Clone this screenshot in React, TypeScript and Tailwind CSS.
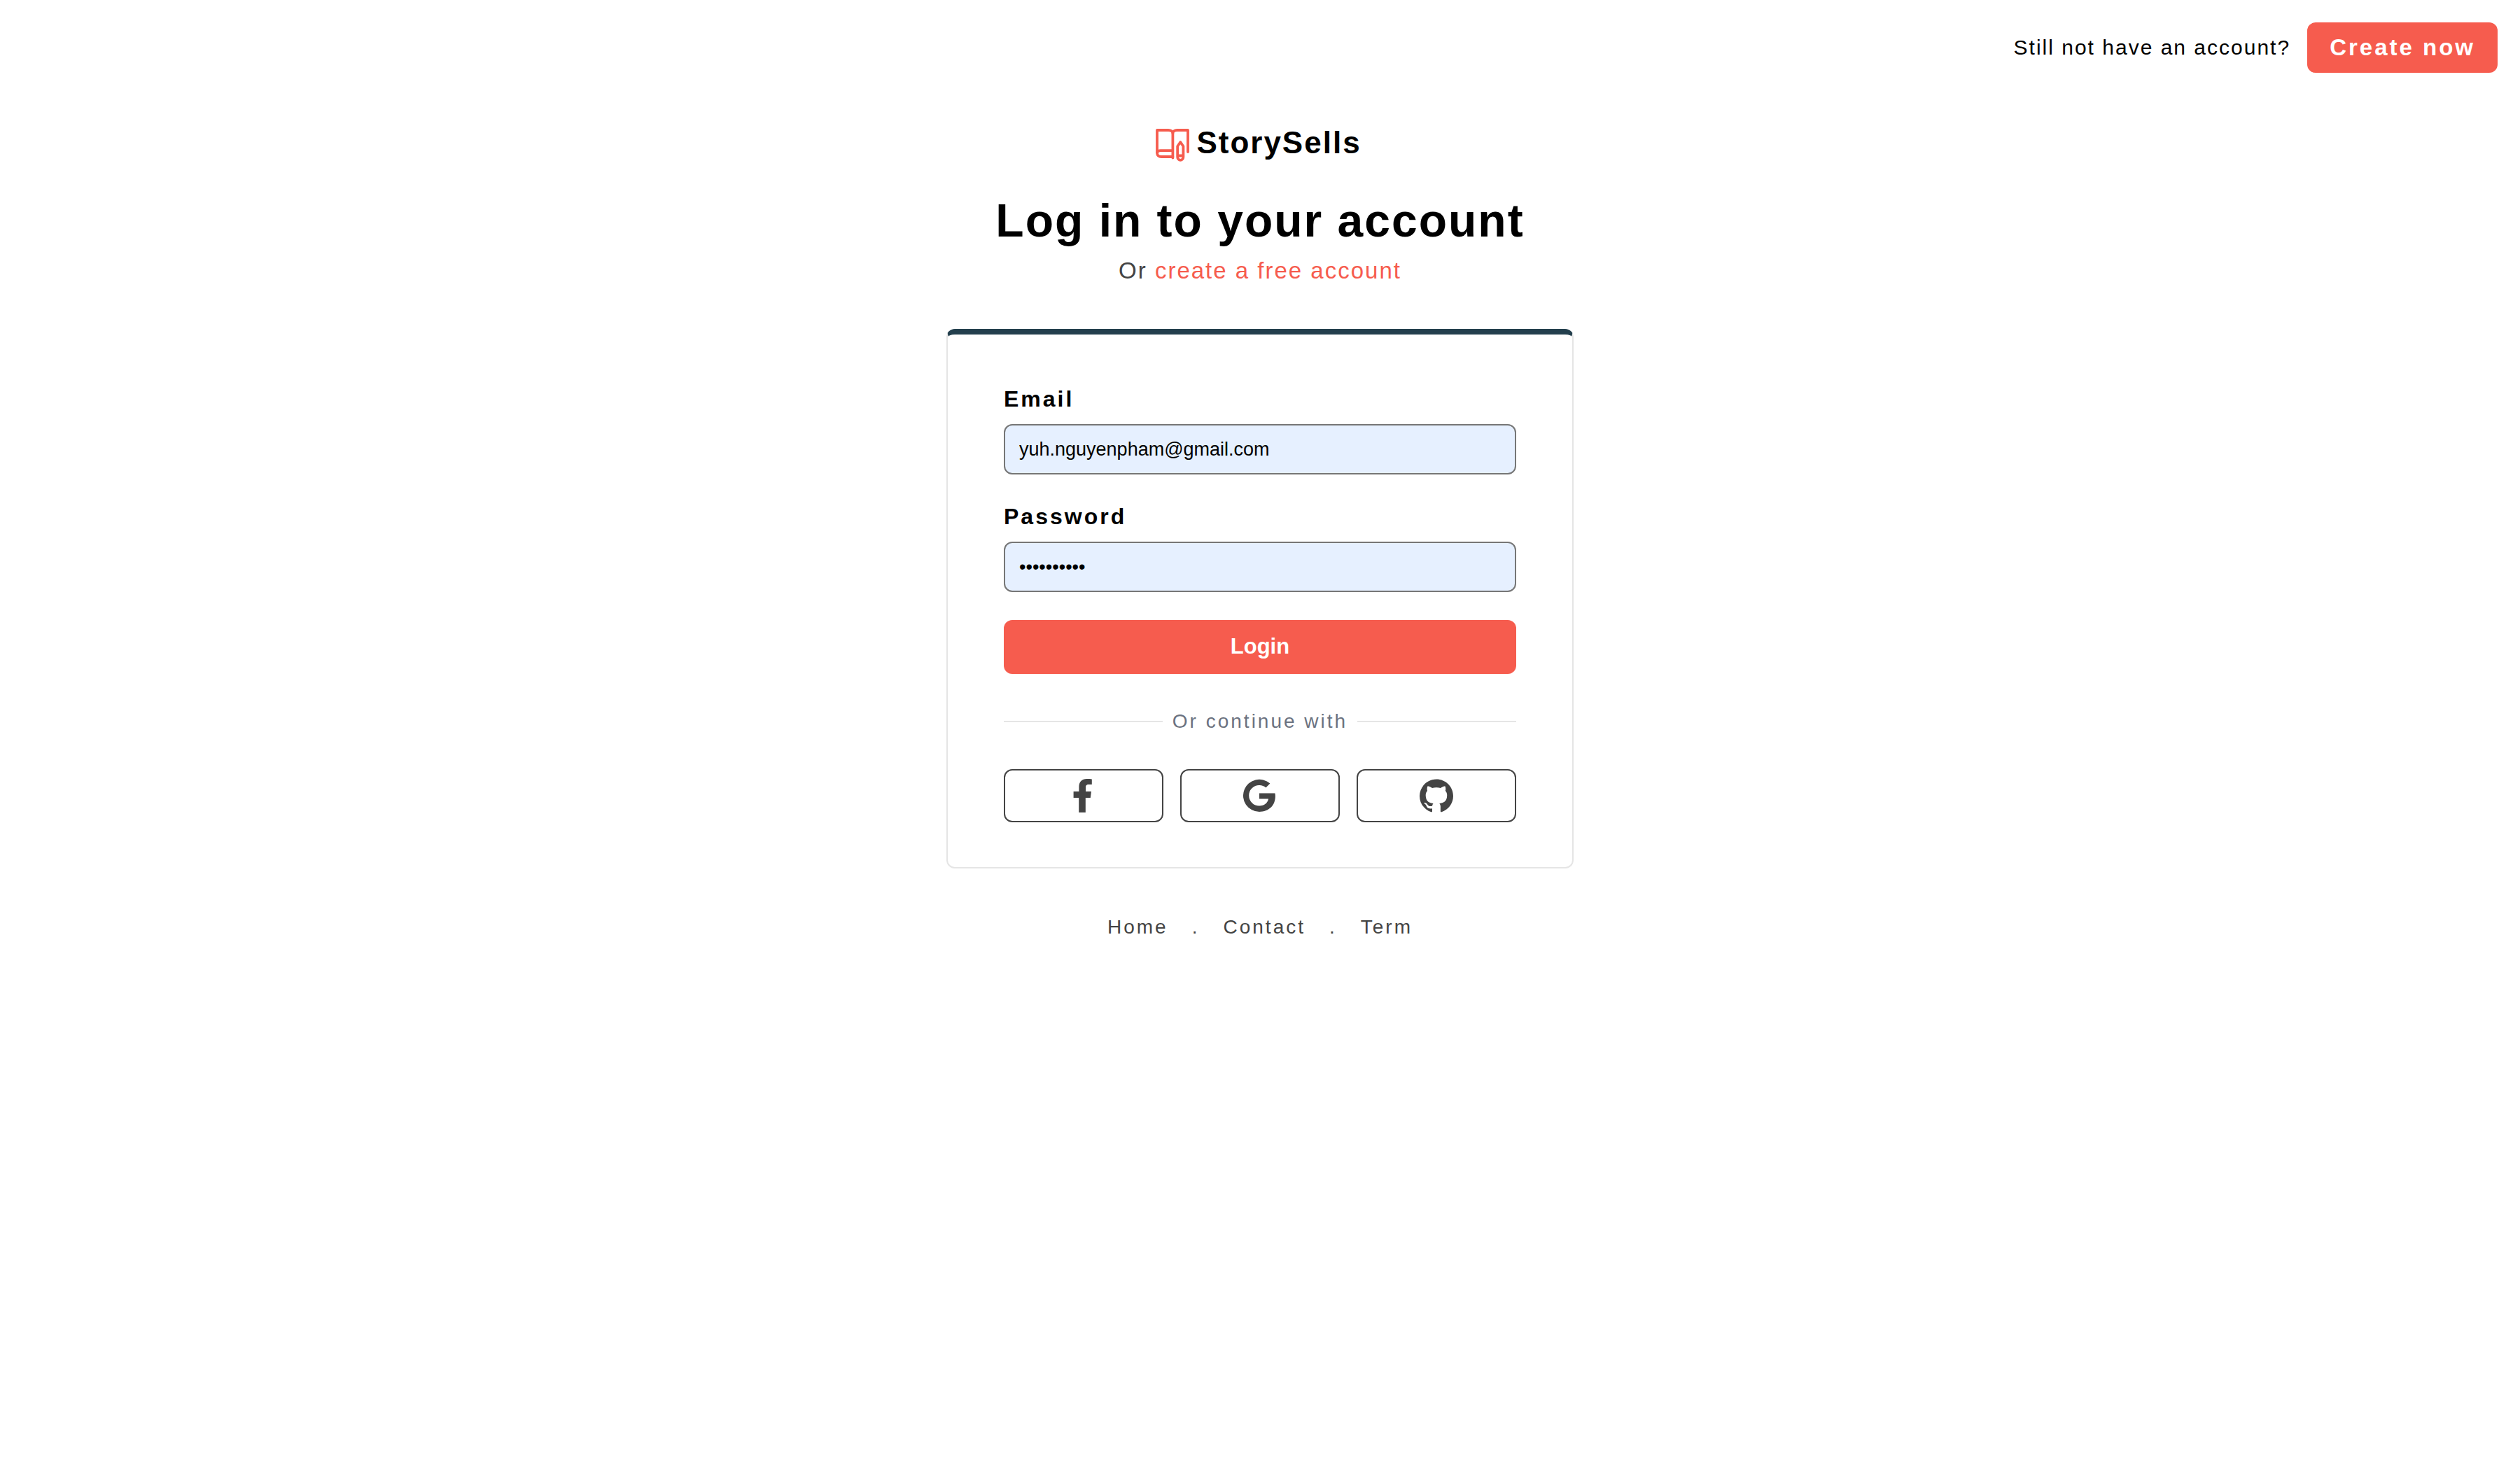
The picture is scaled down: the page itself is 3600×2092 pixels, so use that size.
import React from "react";
import { SiGithub } from "react-icons/si";

type IconProps = { className?: string };

function LogoMark() {
  return (
    <svg viewBox="0 0 48 48" className="size-12" fill="none" stroke="#f65c4e" strokeWidth="3.8" strokeLinecap="round" strokeLinejoin="round" aria-hidden="true">
      <path d="M46 33V2H30.500C27 2 24.400 3.700 24.400 6.500C24.400 3.700 21.400 2 18 2H2V34.500C2 38 4.500 40 8 40H24.400V41.500" />
      <path d="M24.400 6.500V40M2 34C3 31.600 4.500 31.200 7 31.200H24" />
      <path d="M31.200 25L35.300 19L39.400 25V40.500A4.100 4.300 0 0 1 31.200 40.500ZM31.500 38.500H39" />
    </svg>
  );
}

function FacebookIcon({ className }: IconProps) {
  return (
    <svg viewBox="0 0 24 24" className={className} fill="currentColor" aria-hidden="true">
      <path d="M17.900 .2V4H15.700C13.900 4 13.500 4.900 13.500 6.200V9H17.500L16.900 13.500H13.400V24H8.600V13.500H4.800V9H8.700V5.600C8.700 2 10.900 0 14.200 0C15.800 0 17.200 .1 17.900 .2Z" />
    </svg>
  );
}

function GoogleIcon({ className }: IconProps) {
  return (
    <svg viewBox="0 0 24 24" className={className} fill="currentColor" aria-hidden="true">
      <path d="M11.500 10.200H22.700C22.850 10.900 22.950 11.500 22.950 12.300C22.950 19 18.400 23.500 11.500 23.500A11.550 11.550 0 1 1 19.200 3.300L16.200 6.300C15 5.200 13.400 4.500 11.500 4.500A7.400 7.400 0 1 0 11.500 19.300C15.300 19.300 17.600 17 18 14.300H11.500Z" />
    </svg>
  );
}

const labelClass = "block text-[32px] leading-[48px] font-bold tracking-[3px]";
const fieldClass =
  "mt-3 block h-[72px] w-full rounded-xl border-2 border-[#767676] bg-[#e6f0ff] px-5 text-[27px] text-black outline-none";

const socials = [
  { name: "Facebook", Icon: FacebookIcon },
  { name: "Google", Icon: GoogleIcon },
  { name: "GitHub", Icon: SiGithub },
];

export default function App() {
  return (
    <div className="min-h-screen bg-white pb-16 font-['Liberation_Sans',Arial,sans-serif] text-black">
      <header className="flex items-center justify-end gap-6 px-8 pt-8">
        <p className="text-[30px] leading-10 tracking-[2px]">Still not have an account?</p>
        <button type="button" className="h-[72px] rounded-xl bg-[#f65c4e] px-8 text-[33px] font-bold tracking-[3px] text-white">
          Create now
        </button>
      </header>

      <main className="mx-auto flex w-full max-w-[896px] flex-col items-center pt-[72px]">
        <a href="#" className="flex h-14 items-end gap-2.5 pr-1">
          <LogoMark />
          <span className="text-[44px] leading-[56px] font-bold tracking-[2px]">StorySells</span>
        </a>
        <h1 className="mt-12 text-center text-[66px] leading-[70px] font-bold tracking-[2px]">Log in to your account</h1>
        <p className="mt-4 text-center text-[33px] leading-[42px] tracking-[2px] text-[#444444]">
          Or{" "}
          <a href="#" className="text-[#f65c4e]">
            create a free account
          </a>
        </p>

        <section className="mt-[62px] w-full rounded-xl border-2 border-t-8 border-[#e5e5e5] border-t-[#233f4d] px-20 pt-[68px] pb-16">
          <form onSubmit={(e) => e.preventDefault()}>
            <label htmlFor="email" className={labelClass}>
              Email
            </label>
            <input id="email" type="email" defaultValue="yuh.nguyenpham@gmail.com" className={fieldClass} />
            <label htmlFor="password" className={`${labelClass} mt-9`}>
              Password
            </label>
            <input id="password" type="password" defaultValue="storysells" className={fieldClass} />
            <button type="submit" className="mt-10 h-[77px] w-full rounded-xl bg-[#f65c4e] text-[31px] font-bold text-white">
              Login
            </button>
          </form>

          <div className="mt-12 flex items-center gap-3.5">
            <span className="h-0.5 flex-1 bg-[#e5e5e5]" />
            <span className="text-[28px] leading-10 tracking-[3px] text-[#6b7280]">Or continue with</span>
            <span className="h-0.5 flex-1 bg-[#e5e5e5]" />
          </div>

          <div className="mt-12 grid grid-cols-3 gap-6">
            {socials.map(({ name, Icon }) => (
              <button key={name} type="button" aria-label={`Continue with ${name}`} className="flex h-[76px] items-center justify-center rounded-xl border-2 border-[#444444] text-[#444444]">
                <Icon className="size-12" />
              </button>
            ))}
          </div>
        </section>

        <nav className="mt-16 flex gap-[34px] text-[28px] leading-10 tracking-[3px] text-[#444444]">
          <a href="#">Home</a>
          <span>.</span>
          <a href="#">Contact</a>
          <span>.</span>
          <a href="#">Term</a>
        </nav>
      </main>
    </div>
  );
}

==========

__AIM OF THE EXERCISE__. Copy out the whole listing exactly, and don't carry over any pictures.

__TASK OUTPUT__.
Clone this screenshot in React, TypeScript and Tailwind CSS.
The picture is scaled down: the page itself is 3600×2092 pixels, so use that size.
import React from "react";
import { SiGithub } from "react-icons/si";

type IconProps = { className?: string };

function LogoMark() {
  return (
    <svg viewBox="0 0 48 48" className="size-12" fill="none" stroke="#f65c4e" strokeWidth="3.8" strokeLinecap="round" strokeLinejoin="round" aria-hidden="true">
      <path d="M46 33V2H30.500C27 2 24.400 3.700 24.400 6.500C24.400 3.700 21.400 2 18 2H2V34.500C2 38 4.500 40 8 40H24.400V41.500" />
      <path d="M24.400 6.500V40M2 34C3 31.600 4.500 31.200 7 31.200H24" />
      <path d="M31.200 25L35.300 19L39.400 25V40.500A4.100 4.300 0 0 1 31.200 40.500ZM31.500 38.500H39" />
    </svg>
  );
}

function FacebookIcon({ className }: IconProps) {
  return (
    <svg viewBox="0 0 24 24" className={className} fill="currentColor" aria-hidden="true">
      <path d="M17.900 .2V4H15.700C13.900 4 13.500 4.900 13.500 6.200V9H17.500L16.900 13.500H13.400V24H8.600V13.500H4.800V9H8.700V5.600C8.700 2 10.900 0 14.200 0C15.800 0 17.200 .1 17.900 .2Z" />
    </svg>
  );
}

function GoogleIcon({ className }: IconProps) {
  return (
    <svg viewBox="0 0 24 24" className={className} fill="currentColor" aria-hidden="true">
      <path d="M11.500 10.200H22.700C22.850 10.900 22.950 11.500 22.950 12.300C22.950 19 18.400 23.500 11.500 23.500A11.550 11.550 0 1 1 19.200 3.300L16.200 6.300C15 5.200 13.400 4.500 11.500 4.500A7.400 7.400 0 1 0 11.500 19.300C15.300 19.300 17.600 17 18 14.300H11.500Z" />
    </svg>
  );
}

const labelClass = "block text-[32px] leading-[48px] font-bold tracking-[3px]";
const fieldClass =
  "mt-3 block h-[72px] w-full rounded-xl border-2 border-[#767676] bg-[#e6f0ff] px-5 text-[27px] text-black outline-none";

const socials = [
  { name: "Facebook", Icon: FacebookIcon },
  { name: "Google", Icon: GoogleIcon },
  { name: "GitHub", Icon: SiGithub },
];

export default function App() {
  return (
    <div className="min-h-screen bg-white pb-16 font-['Liberation_Sans',Arial,sans-serif] text-black">
      <header className="flex items-center justify-end gap-6 px-8 pt-8">
        <p className="text-[30px] leading-10 tracking-[2px]">Still not have an account?</p>
        <button type="button" className="h-[72px] rounded-xl bg-[#f65c4e] px-8 text-[33px] font-bold tracking-[3px] text-white">
          Create now
        </button>
      </header>

      <main className="mx-auto flex w-full max-w-[896px] flex-col items-center pt-[72px]">
        <a href="#" className="flex h-14 items-end gap-2.5 pr-1">
          <LogoMark />
          <span className="text-[44px] leading-[56px] font-bold tracking-[2px]">StorySells</span>
        </a>
        <h1 className="mt-12 text-center text-[66px] leading-[70px] font-bold tracking-[2px]">Log in to your account</h1>
        <p className="mt-4 text-center text-[33px] leading-[42px] tracking-[2px] text-[#444444]">
          Or{" "}
          <a href="#" className="text-[#f65c4e]">
            create a free account
          </a>
        </p>

        <section className="mt-[62px] w-full rounded-xl border-2 border-t-8 border-[#e5e5e5] border-t-[#233f4d] px-20 pt-[68px] pb-16">
          <form onSubmit={(e) => e.preventDefault()}>
            <label htmlFor="email" className={labelClass}>
              Email
            </label>
            <input id="email" type="email" defaultValue="yuh.nguyenpham@gmail.com" className={fieldClass} />
            <label htmlFor="password" className={`${labelClass} mt-9`}>
              Password
            </label>
            <input id="password" type="password" defaultValue="storysells" className={fieldClass} />
            <button type="submit" className="mt-10 h-[77px] w-full rounded-xl bg-[#f65c4e] text-[31px] font-bold text-white">
              Login
            </button>
          </form>

          <div className="mt-12 flex items-center gap-3.5">
            <span className="h-0.5 flex-1 bg-[#e5e5e5]" />
            <span className="text-[28px] leading-10 tracking-[3px] text-[#6b7280]">Or continue with</span>
            <span className="h-0.5 flex-1 bg-[#e5e5e5]" />
          </div>

          <div className="mt-12 grid grid-cols-3 gap-6">
            {socials.map(({ name, Icon }) => (
              <button key={name} type="button" aria-label={`Continue with ${name}`} className="flex h-[76px] items-center justify-center rounded-xl border-2 border-[#444444] text-[#444444]">
                <Icon className="size-12" />
              </button>
            ))}
          </div>
        </section>

        <nav className="mt-16 flex gap-[34px] text-[28px] leading-10 tracking-[3px] text-[#444444]">
          <a href="#">Home</a>
          <span>.</span>
          <a href="#">Contact</a>
          <span>.</span>
          <a href="#">Term</a>
        </nav>
      </main>
    </div>
  );
}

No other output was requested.